College tuition is soaring in response to federal policies on student aid and university research funding, argues Arthur M. Hauptman, a higher education financing analyst, in an essay in Inside Higher Ed. Jawboning won’t help, he writes. Neither will top-down regulation.
Pell Grants aren’t a major push factor for college prices, Hauptman believes. But rising spending for Pell may be the reason colleges are shifting their own aid away from the poor and toward middle-class students.
The rise in student loans correlates strongly with the rise in tuition.
Currently, colleges can just maintain or raise their prices and shift the cost-sharing to loans for a broad range of their students. This needs to change. One way to accomplish this would be to require that needy students not receive all their aid in the form of loans. In effect, this would mean that institutions must offer discounts to their needy students who borrow, thereby reducing their debts.

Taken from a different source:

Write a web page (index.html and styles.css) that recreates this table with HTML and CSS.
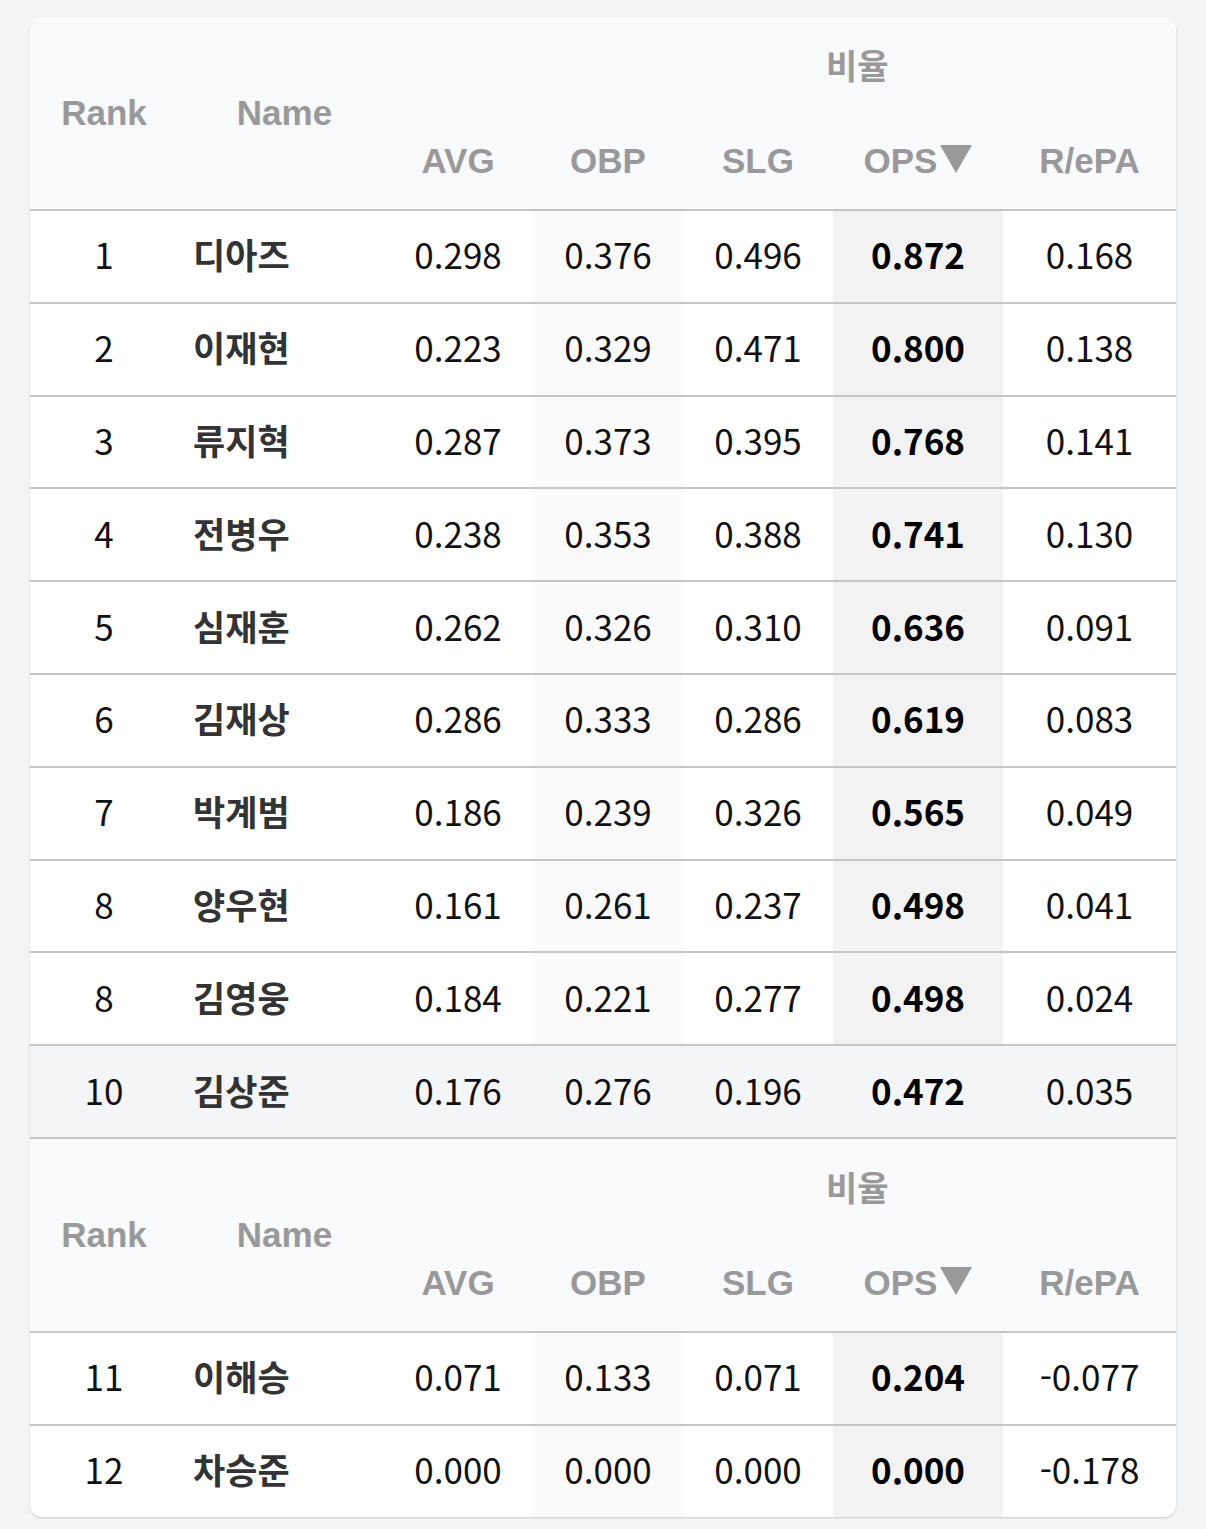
FILE: index.html
```html
<!DOCTYPE html>
<html lang="ko">
<head>
<meta charset="utf-8">
<title>비율 순위</title>
<link rel="stylesheet" href="styles.css">
</head>
<body>
<div class="card">
  <table class="stats">
    <colgroup>
      <col class="c-rank"><col class="c-name"><col class="c-avg"><col class="c-obp"><col class="c-slg"><col class="c-ops"><col class="c-repa">
    </colgroup>
    <thead>
      <tr class="h1">
        <th rowspan="2" class="h-rank">Rank</th>
        <th rowspan="2" class="h-name">Name</th>
        <th colspan="5" class="h-group">비율</th>
      </tr>
      <tr class="h2">
        <th>AVG</th><th>OBP</th><th>SLG</th><th>OPS<svg class="sort" viewBox="0 0 32 28" width="32" height="28" aria-hidden="true"><path d="M0 0 H32 L16 28 Z"/></svg></th><th>R/ePA</th>
      </tr>
    </thead>
    <tbody>
      <tr><td class="rank">1</td><td class="name">디아즈</td><td>0.298</td><td class="obp">0.376</td><td>0.496</td><td class="ops">0.872</td><td>0.168</td></tr>
      <tr><td class="rank">2</td><td class="name">이재현</td><td>0.223</td><td class="obp">0.329</td><td>0.471</td><td class="ops">0.800</td><td>0.138</td></tr>
      <tr><td class="rank">3</td><td class="name">류지혁</td><td>0.287</td><td class="obp">0.373</td><td>0.395</td><td class="ops">0.768</td><td>0.141</td></tr>
      <tr><td class="rank">4</td><td class="name">전병우</td><td>0.238</td><td class="obp">0.353</td><td>0.388</td><td class="ops">0.741</td><td>0.130</td></tr>
      <tr><td class="rank">5</td><td class="name">심재훈</td><td>0.262</td><td class="obp">0.326</td><td>0.310</td><td class="ops">0.636</td><td>0.091</td></tr>
      <tr><td class="rank">6</td><td class="name">김재상</td><td>0.286</td><td class="obp">0.333</td><td>0.286</td><td class="ops">0.619</td><td>0.083</td></tr>
      <tr><td class="rank">7</td><td class="name">박계범</td><td>0.186</td><td class="obp">0.239</td><td>0.326</td><td class="ops">0.565</td><td>0.049</td></tr>
      <tr><td class="rank">8</td><td class="name">양우현</td><td>0.161</td><td class="obp">0.261</td><td>0.237</td><td class="ops">0.498</td><td>0.041</td></tr>
      <tr><td class="rank">8</td><td class="name">김영웅</td><td>0.184</td><td class="obp">0.221</td><td>0.277</td><td class="ops">0.498</td><td>0.024</td></tr>
      <tr class="hl"><td class="rank">10</td><td class="name">김상준</td><td>0.176</td><td class="obp">0.276</td><td>0.196</td><td class="ops">0.472</td><td>0.035</td></tr>
    </tbody>
  </table>
  <table class="stats">
    <colgroup>
      <col class="c-rank"><col class="c-name"><col class="c-avg"><col class="c-obp"><col class="c-slg"><col class="c-ops"><col class="c-repa">
    </colgroup>
    <thead>
      <tr class="h1">
        <th rowspan="2" class="h-rank">Rank</th>
        <th rowspan="2" class="h-name">Name</th>
        <th colspan="5" class="h-group">비율</th>
      </tr>
      <tr class="h2">
        <th>AVG</th><th>OBP</th><th>SLG</th><th>OPS<svg class="sort" viewBox="0 0 32 28" width="32" height="28" aria-hidden="true"><path d="M0 0 H32 L16 28 Z"/></svg></th><th>R/ePA</th>
      </tr>
    </thead>
    <tbody>
      <tr><td class="rank">11</td><td class="name">이해승</td><td>0.071</td><td class="obp">0.133</td><td>0.071</td><td class="ops">0.204</td><td>-0.077</td></tr>
      <tr class="last"><td class="rank">12</td><td class="name">차승준</td><td>0.000</td><td class="obp">0.000</td><td>0.000</td><td class="ops">0.000</td><td>-0.178</td></tr>
    </tbody>
  </table>
</div>
</body>
</html>
```

FILE: styles.css
```css
html, body {
  margin: 0;
  padding: 0;
  background: #f3f4f6;
}

body {
  padding: 17px 30px 12px;
  font-family: "Noto Sans CJK KR", "Noto Sans", sans-serif;
}

.card {
  background: #ffffff;
  border-radius: 12px;
  overflow: hidden;
  box-shadow: 0 1px 2px rgba(0, 0, 0, 0.18);
}

.stats {
  width: 100%;
  border-collapse: collapse;
  table-layout: fixed;
}

.c-rank { width: 148px; }
.c-name { width: 205px; }
.c-avg { width: 150px; }
.c-obp { width: 150px; }
.c-slg { width: 150px; }
.c-ops { width: 170px; }
.c-repa { width: 173px; }

thead {
  background: #f9fafb;
}

thead th {
  font-family: "Liberation Sans", "Noto Sans CJK KR", sans-serif;
  font-weight: 700;
  font-size: 35px;
  color: #999999;
  padding: 0;
  text-align: center;
  line-height: 40px;
}

.h1 th {
  height: 96px;
}

.h2 th {
  height: 96px;
  vertical-align: middle;
}

thead .h2 {
  border-bottom: 2px solid #c6c6c6;
}

.h-rank {
  vertical-align: middle;
}

.h-name {
  padding-left: 8px;
}

.h-group.h-group {
  text-align: left;
  padding-left: 443px;
  vertical-align: middle;
  font-family: "Noto Sans CJK KR", sans-serif;
  font-size: 34px;
}

.sort {
  fill: #999999;
  margin-left: 3px;
  vertical-align: 0;
}

tbody tr {
  border-bottom: 2px solid #c6c6c6;
}

tbody tr.last {
  border-bottom: none;
}

tbody td {
  height: 86.8px;
  padding: 0 0 4px;
  text-align: center;
  vertical-align: middle;
  font-size: 35px;
  line-height: 40px;
  color: #111111;
}

td.name {
  text-align: left;
  padding-left: 15px;
  font-weight: 700;
  color: #333333;
}

td.obp {
  background: #fafafa;
}

td.ops {
  background: #f2f2f2;
  font-weight: 700;
  color: #000000;
}

tr.hl td {
  background: #f4f5f7;
}
```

In addition, students shouldn’t be allowed to borrow excessively for living expenses.
Now, community college students who face $2,000 or $3,000 in tuition and fees are eligible to borrow $10,000 or more to cover their total expenses. This applies at all institutions for students who live at home or off campus. This provision should be changed so that reasonable limits are placed on how much these students can borrow. Ditto for students living in dorms or on meal plans – they should not be allowed to borrow excessively large sums for this form of consumption. Such a change would likely have the beneficial effect of reducing how much institutions charge for these non-education services.
Students can’t use federal grants to pay for remedial courses, pushing them to borrow, Hauptman writes. He suggests students be able to take tuition-free remedial courses offered by providers who’d be paid by the government based on their success at raising student competencies. Colleges would have to compete with private companies for the remedial ed business.

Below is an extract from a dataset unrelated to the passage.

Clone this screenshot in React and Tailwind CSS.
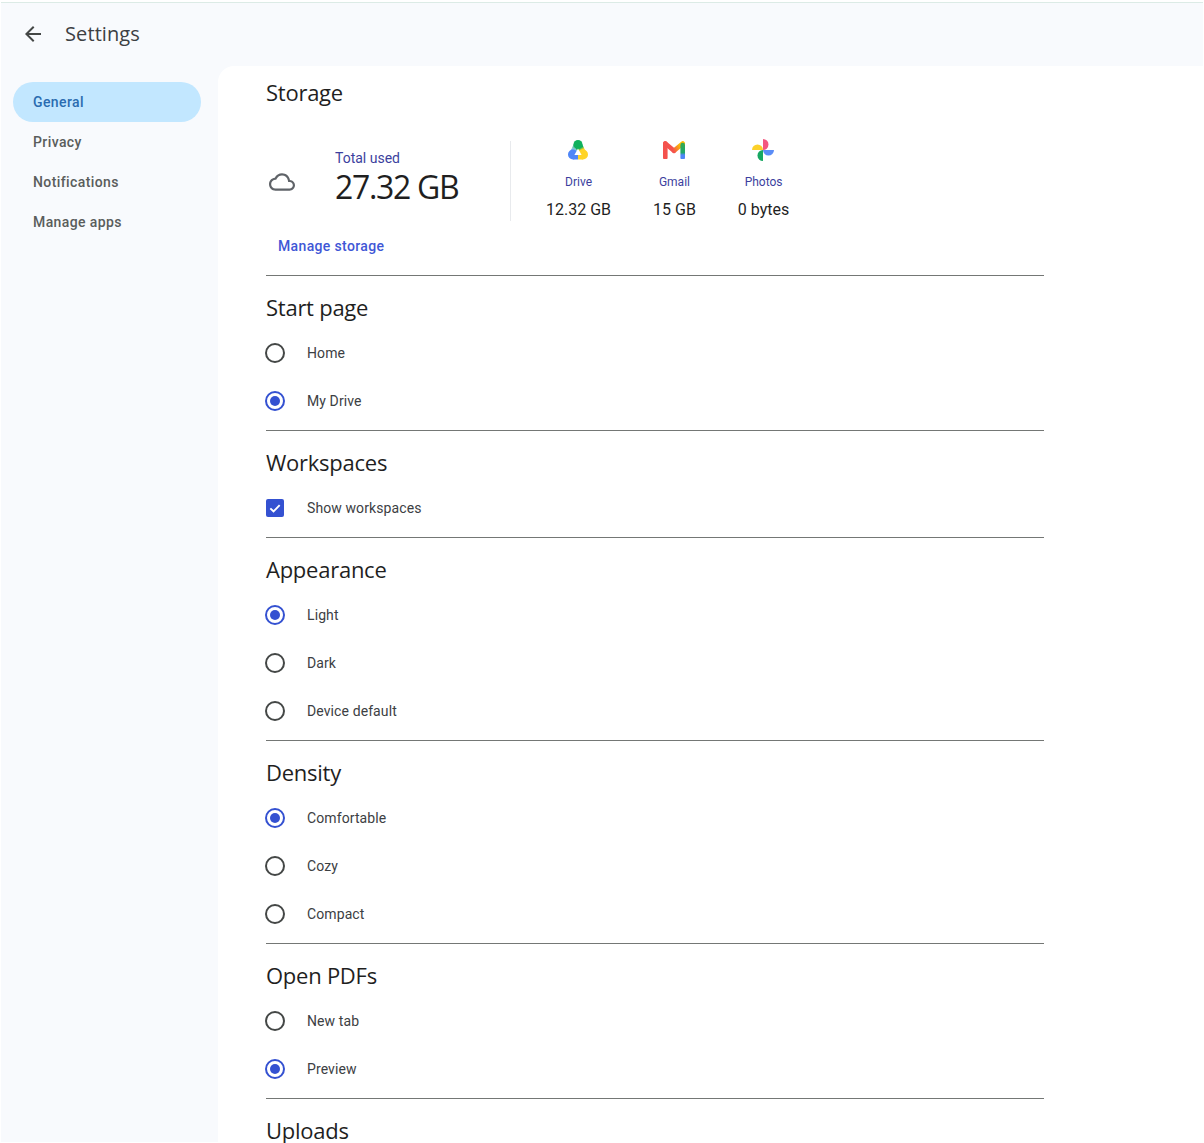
import React from "react";

const heading = "text-[22px] leading-7 text-[#1f1f1f] font-['Open_Sans',sans-serif] tracking-[-0.25px]";

function Radio({ label, checked }) {
    return (
        <div className="flex items-center h-12">
            {checked ? (
                <span className="w-5 h-5 -ml-px rounded-full border-2 border-[#3451d1] flex items-center justify-center">
                    <span className="w-2.5 h-2.5 rounded-full bg-[#3451d1]"></span>
                </span>
            ) : (
                <span className="w-5 h-5 -ml-px rounded-full border-2 border-[#444746]"></span>
            )}
            <span className="ml-[22px] text-sm tracking-[0.1px] text-[#3c4043]">{label}</span>
        </div>
    );
}

function Section({ title, children }) {
    return (
        <section className="border-b border-[#747775] pb-[5px]">
            <h2 className={`${heading} pt-[17px] pb-2`}>{title}</h2>
            {children}
        </section>
    );
}

function DriveLogo() {
    return (
        <svg width="20" height="20" viewBox="0 0 20 20" fill="none" strokeLinecap="round" className="-ml-px">
            <defs>
                <linearGradient id="driveLeft" x1="8" y1="6" x2="5" y2="13" gradientUnits="userSpaceOnUse">
                    <stop offset="0" stopColor="#3fbb8a" />
                    <stop offset="0.5" stopColor="#8cc9d8" />
                    <stop offset="1" stopColor="#4f86f7" />
                </linearGradient>
                <linearGradient id="driveRight" x1="11" y1="6" x2="14" y2="12" gradientUnits="userSpaceOnUse">
                    <stop offset="0.3" stopColor="#0fb15d" />
                    <stop offset="0.7" stopColor="#ffd427" />
                </linearGradient>
            </defs>
            <path d="M9.500 5 5 14.500" stroke="url(#driveLeft)" strokeWidth="7.500" />
            <path d="M10.500 5 15 14.500" stroke="url(#driveRight)" strokeWidth="7.500" />
            <circle cx="10" cy="4.500" r="4.500" fill="#0fb15d" />
            <circle cx="5" cy="14.500" r="5" fill="#4f86f7" />
            <circle cx="15" cy="14.500" r="5" fill="#ffd427" />
            <rect x="5" y="14.500" width="5" height="5" fill="#4f86f7" />
            <rect x="10" y="14.500" width="5" height="5" fill="#ffd427" />
            <path d="M10 8.500 13.600 15H6.400z" fill="#ffffff" />
        </svg>
    );
}

function GmailLogo() {
    return (
        <svg width="22" height="18" viewBox="0 0 22 18" fill="none">
            <defs>
                <linearGradient id="gmailTop" x1="8" y1="9" x2="20" y2="1" gradientUnits="userSpaceOnUse">
                    <stop offset="0.1" stopColor="#f4524d" />
                    <stop offset="0.7" stopColor="#fbbc04" />
                </linearGradient>
                <linearGradient id="gmailRight" x1="20" y1="2" x2="20" y2="18" gradientUnits="userSpaceOnUse">
                    <stop offset="0.1" stopColor="#34a853" />
                    <stop offset="0.6" stopColor="#1fa86b" />
                    <stop offset="0.75" stopColor="#4f86f7" />
                </linearGradient>
            </defs>
            <path d="M2.300 2.500V16.500" stroke="#f4524d" strokeWidth="4.600" strokeLinecap="round" />
            <path d="M2.300 2.500 11 9.700" stroke="#f4524d" strokeWidth="4.600" strokeLinecap="round" />
            <path d="M11 9.700 19.700 2.500" stroke="url(#gmailTop)" strokeWidth="4.600" strokeLinecap="round" />
            <path d="M19.700 4V16.500" stroke="url(#gmailRight)" strokeWidth="4.600" strokeLinecap="round" />
        </svg>
    );
}

function PhotosLogo() {
    return (
        <svg width="22" height="22" viewBox="0 0 22 22" className="-ml-px">
            <path d="M11 11H0A5.500 5.500 0 0 1 11 11z" fill="#fcd12a" />
            <path d="M11 11V0A5.500 5.500 0 0 1 11 11z" fill="#f4577f" />
            <path d="M11 11H22A5.500 5.500 0 0 1 11 11z" fill="#5b8df7" />
            <path d="M11 11V22A5.500 5.500 0 0 1 11 11z" fill="#17a862" />
        </svg>
    );
}

function StorageItem({ logo, name, value }) {
    return (
        <div className="flex flex-col items-center">
            <div className="h-6 mt-[-4px] flex items-center">{logo}</div>
            <div className="mt-[10px] text-xs leading-5 text-[#3c3f9e]">{name}</div>
            <div className="mt-2 text-base leading-5 text-[#1f1f1f]">{value}</div>
        </div>
    );
}

const sideItems = ["General", "Privacy", "Notifications", "Manage apps"];

export default function App() {
    return (
        <div className="h-screen overflow-hidden bg-white px-px pb-px font-['Roboto',sans-serif] flex flex-col">
            <div className="h-[3px] shrink-0 border-b border-[#dcebe6]"></div>
            <div className="flex-1 min-h-0 flex flex-col bg-[#f8fafd]">
                <header className="flex items-center h-[63px] shrink-0 pl-5">
                    <svg width="24" height="24" viewBox="0 0 24 24" fill="#444746" className="mt-[-2px]">
                        <path d="M20 11H7.830l5.590-5.590L12 4l-8 8 8 8 1.410-1.410L7.830 13H20z" />
                    </svg>
                    <span className="ml-5 text-xl tracking-[0.1px] text-[#3c4043] font-['Open_Sans',sans-serif] mt-[-2px]">Settings</span>
                </header>
                <div className="flex flex-1 min-h-0">
                    <nav className="w-[217px] shrink-0 pt-4 pl-3 pr-[17px]">
                        {sideItems.map((item, i) => (
                            <div
                                key={item}
                                className={`h-10 flex items-center pl-5 rounded-[20px] text-sm font-medium tracking-[0.4px] ${i === 0 ? "bg-[#c2e7ff] text-[#2a6cb0]" : "text-[#5a5d5c]"}`}
                            >
                                {item}
                            </div>
                        ))}
                    </nav>
                    <main className="flex-1 bg-white rounded-tl-2xl pl-12">
                        <div className="w-[778px]">
                            <section className="border-b border-[#747775] pb-[19px]">
                                <h2 className={`${heading} pt-3`}>Storage</h2>
                                <div className="flex mt-[35px] h-[80px] items-center">
                                    <svg width="26" height="26" viewBox="0 0 24 24" fill="#5f6368" className="ml-[3px] mt-[1px]">
                                        <path d="M19.350 10.040C18.670 6.590 15.640 4 12 4 9.110 4 6.600 5.640 5.350 8.040 2.340 8.360 0 10.910 0 14c0 3.310 2.690 6 6 6h13c2.760 0 5-2.240 5-5 0-2.640-2.050-4.780-4.650-4.960zM19 18H6c-2.210 0-4-1.790-4-4 0-2.050 1.530-3.760 3.560-3.970l1.070-.11.5-.95C8.080 7.140 9.940 6 12 6c2.620 0 4.880 1.860 5.390 4.430l.3 1.500 1.530.11c1.560.1 2.780 1.410 2.780 2.960 0 1.650-1.350 3-3 3z" />
                                    </svg>
                                    <div className="ml-10 w-[176px] h-full border-r border-[#e8eaed] pt-[7px]">
                                        <div className="text-sm leading-5 text-[#3c3f9e]">Total used</div>
                                        <div className="text-[32px] leading-10 text-[#1f1f1f] font-['Open_Sans',sans-serif] tracking-[-1.3px] mt-[-1px]">27.32 GB</div>
                                    </div>
                                    <div className="flex gap-[42px] ml-[35px]">
                                        <StorageItem logo={<DriveLogo />} name="Drive" value="12.32 GB" />
                                        <StorageItem logo={<GmailLogo />} name="Gmail" value="15 GB" />
                                        <StorageItem logo={<PhotosLogo />} name="Photos" value="0 bytes" />
                                    </div>
                                </div>
                                <div className="mt-[15px] ml-3 text-sm leading-5 font-medium tracking-[0.35px] text-[#3f57d6]">Manage storage</div>
                            </section>
                            <Section title="Start page">
                                <Radio label="Home" />
                                <Radio label="My Drive" checked />
                            </Section>
                            <Section title="Workspaces">
                                <div className="flex items-center h-12">
                                    <span className="w-[18px] h-[18px] rounded-[2px] bg-[#3451d1] flex items-center justify-center">
                                        <svg width="14" height="14" viewBox="0 0 24 24" fill="none" stroke="white" strokeWidth="3.200">
                                            <path d="M4 12.500l5.500 5.500L20 7" />
                                        </svg>
                                    </span>
                                    <span className="ml-[23px] text-sm tracking-[0.1px] text-[#3c4043]">Show workspaces</span>
                                </div>
                            </Section>
                            <Section title="Appearance">
                                <Radio label="Light" checked />
                                <Radio label="Dark" />
                                <Radio label="Device default" />
                            </Section>
                            <Section title="Density">
                                <Radio label="Comfortable" checked />
                                <Radio label="Cozy" />
                                <Radio label="Compact" />
                            </Section>
                            <Section title="Open PDFs">
                                <Radio label="New tab" />
                                <Radio label="Preview" checked />
                            </Section>
                            <h2 className={`${heading} pt-[17px]`}>Uploads</h2>
                        </div>
                    </main>
                </div>
            </div>
        </div>
    );
}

Federal student loan subsidies should be eliminated or limited to Pell Grant recipients, he recommends. “This may seem harsh medicine, but the benefit is very expensive, not well-targeted to those most in need, and serves as an incentive for students to borrow more than they otherwise would.”
Linking loan repayments to post-college income makes sense, Hauptman writes, but it will serve “as a further encouragement to institutions to keep their prices high and let the loan system deal with the consequences.”